## Task goal:
Set down all of the data that follows word for word, without the images.
===
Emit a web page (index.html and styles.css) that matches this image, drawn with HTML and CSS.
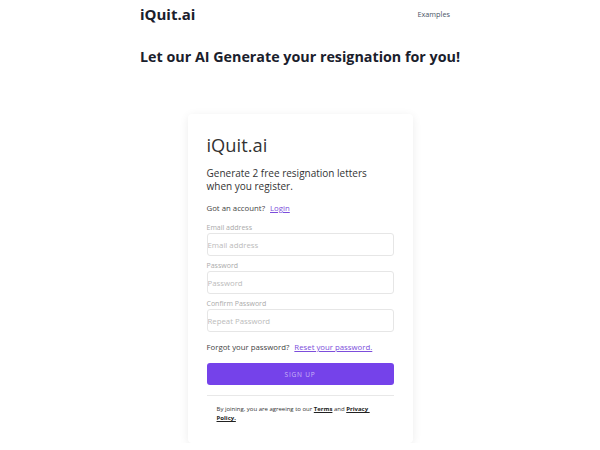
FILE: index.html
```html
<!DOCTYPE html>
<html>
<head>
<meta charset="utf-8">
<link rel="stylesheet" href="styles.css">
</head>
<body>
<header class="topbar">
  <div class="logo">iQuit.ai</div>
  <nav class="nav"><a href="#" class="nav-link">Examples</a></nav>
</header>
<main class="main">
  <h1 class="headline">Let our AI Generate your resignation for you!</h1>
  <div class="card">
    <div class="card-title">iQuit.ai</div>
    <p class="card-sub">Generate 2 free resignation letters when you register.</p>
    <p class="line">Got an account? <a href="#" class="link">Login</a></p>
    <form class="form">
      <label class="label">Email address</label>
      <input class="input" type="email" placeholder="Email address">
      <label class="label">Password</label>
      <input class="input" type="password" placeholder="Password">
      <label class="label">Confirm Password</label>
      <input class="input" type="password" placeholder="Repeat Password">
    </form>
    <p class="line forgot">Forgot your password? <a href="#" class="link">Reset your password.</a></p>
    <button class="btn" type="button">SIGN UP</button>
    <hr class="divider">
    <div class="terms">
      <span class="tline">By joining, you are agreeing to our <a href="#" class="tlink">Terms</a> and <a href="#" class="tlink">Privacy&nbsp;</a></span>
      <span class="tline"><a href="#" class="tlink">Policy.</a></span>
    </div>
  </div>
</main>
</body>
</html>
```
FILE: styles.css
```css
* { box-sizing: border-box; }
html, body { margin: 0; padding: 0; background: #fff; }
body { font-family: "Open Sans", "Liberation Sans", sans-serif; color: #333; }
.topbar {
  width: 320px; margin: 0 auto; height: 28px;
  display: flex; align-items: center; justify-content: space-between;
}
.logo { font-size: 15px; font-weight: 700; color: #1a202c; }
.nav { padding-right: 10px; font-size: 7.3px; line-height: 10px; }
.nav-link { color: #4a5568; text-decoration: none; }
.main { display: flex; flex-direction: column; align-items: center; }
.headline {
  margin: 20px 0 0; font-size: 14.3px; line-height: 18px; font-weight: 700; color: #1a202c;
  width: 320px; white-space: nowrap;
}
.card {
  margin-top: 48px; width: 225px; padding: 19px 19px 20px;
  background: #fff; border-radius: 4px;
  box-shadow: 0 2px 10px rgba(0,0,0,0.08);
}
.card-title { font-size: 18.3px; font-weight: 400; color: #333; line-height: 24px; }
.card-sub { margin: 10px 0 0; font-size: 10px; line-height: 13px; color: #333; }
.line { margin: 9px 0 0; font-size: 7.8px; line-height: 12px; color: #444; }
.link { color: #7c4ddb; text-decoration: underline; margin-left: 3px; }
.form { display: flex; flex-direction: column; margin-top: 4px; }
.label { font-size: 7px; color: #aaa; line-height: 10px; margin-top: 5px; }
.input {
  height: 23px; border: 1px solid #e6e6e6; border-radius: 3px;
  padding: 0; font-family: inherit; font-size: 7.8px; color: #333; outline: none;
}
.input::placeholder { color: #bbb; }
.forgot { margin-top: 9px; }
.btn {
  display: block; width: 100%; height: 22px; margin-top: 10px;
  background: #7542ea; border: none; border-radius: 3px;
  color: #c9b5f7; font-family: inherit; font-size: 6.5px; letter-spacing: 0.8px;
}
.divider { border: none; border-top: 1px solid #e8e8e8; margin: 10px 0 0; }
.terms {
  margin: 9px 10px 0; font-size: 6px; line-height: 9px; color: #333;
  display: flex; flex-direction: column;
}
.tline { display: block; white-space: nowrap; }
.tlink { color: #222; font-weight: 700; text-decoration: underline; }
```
===
## Completed exercise:
Emit a web page (index.html and styles.css) that matches this image, drawn with HTML and CSS.
FILE: index.html
```html
<!DOCTYPE html>
<html>
<head>
<meta charset="utf-8">
<link rel="stylesheet" href="styles.css">
</head>
<body>
<header class="topbar">
  <div class="logo">iQuit.ai</div>
  <nav class="nav"><a href="#" class="nav-link">Examples</a></nav>
</header>
<main class="main">
  <h1 class="headline">Let our AI Generate your resignation for you!</h1>
  <div class="card">
    <div class="card-title">iQuit.ai</div>
    <p class="card-sub">Generate 2 free resignation letters when you register.</p>
    <p class="line">Got an account? <a href="#" class="link">Login</a></p>
    <form class="form">
      <label class="label">Email address</label>
      <input class="input" type="email" placeholder="Email address">
      <label class="label">Password</label>
      <input class="input" type="password" placeholder="Password">
      <label class="label">Confirm Password</label>
      <input class="input" type="password" placeholder="Repeat Password">
    </form>
    <p class="line forgot">Forgot your password? <a href="#" class="link">Reset your password.</a></p>
    <button class="btn" type="button">SIGN UP</button>
    <hr class="divider">
    <div class="terms">
      <span class="tline">By joining, you are agreeing to our <a href="#" class="tlink">Terms</a> and <a href="#" class="tlink">Privacy&nbsp;</a></span>
      <span class="tline"><a href="#" class="tlink">Policy.</a></span>
    </div>
  </div>
</main>
</body>
</html>
```
FILE: styles.css
```css
* { box-sizing: border-box; }
html, body { margin: 0; padding: 0; background: #fff; }
body { font-family: "Open Sans", "Liberation Sans", sans-serif; color: #333; }
.topbar {
  width: 320px; margin: 0 auto; height: 28px;
  display: flex; align-items: center; justify-content: space-between;
}
.logo { font-size: 15px; font-weight: 700; color: #1a202c; }
.nav { padding-right: 10px; font-size: 7.3px; line-height: 10px; }
.nav-link { color: #4a5568; text-decoration: none; }
.main { display: flex; flex-direction: column; align-items: center; }
.headline {
  margin: 20px 0 0; font-size: 14.3px; line-height: 18px; font-weight: 700; color: #1a202c;
  width: 320px; white-space: nowrap;
}
.card {
  margin-top: 48px; width: 225px; padding: 19px 19px 20px;
  background: #fff; border-radius: 4px;
  box-shadow: 0 2px 10px rgba(0,0,0,0.08);
}
.card-title { font-size: 18.3px; font-weight: 400; color: #333; line-height: 24px; }
.card-sub { margin: 10px 0 0; font-size: 10px; line-height: 13px; color: #333; }
.line { margin: 9px 0 0; font-size: 7.8px; line-height: 12px; color: #444; }
.link { color: #7c4ddb; text-decoration: underline; margin-left: 3px; }
.form { display: flex; flex-direction: column; margin-top: 4px; }
.label { font-size: 7px; color: #aaa; line-height: 10px; margin-top: 5px; }
.input {
  height: 23px; border: 1px solid #e6e6e6; border-radius: 3px;
  padding: 0; font-family: inherit; font-size: 7.8px; color: #333; outline: none;
}
.input::placeholder { color: #bbb; }
.forgot { margin-top: 9px; }
.btn {
  display: block; width: 100%; height: 22px; margin-top: 10px;
  background: #7542ea; border: none; border-radius: 3px;
  color: #c9b5f7; font-family: inherit; font-size: 6.5px; letter-spacing: 0.8px;
}
.divider { border: none; border-top: 1px solid #e8e8e8; margin: 10px 0 0; }
.terms {
  margin: 9px 10px 0; font-size: 6px; line-height: 9px; color: #333;
  display: flex; flex-direction: column;
}
.tline { display: block; white-space: nowrap; }
.tlink { color: #222; font-weight: 700; text-decoration: underline; }
```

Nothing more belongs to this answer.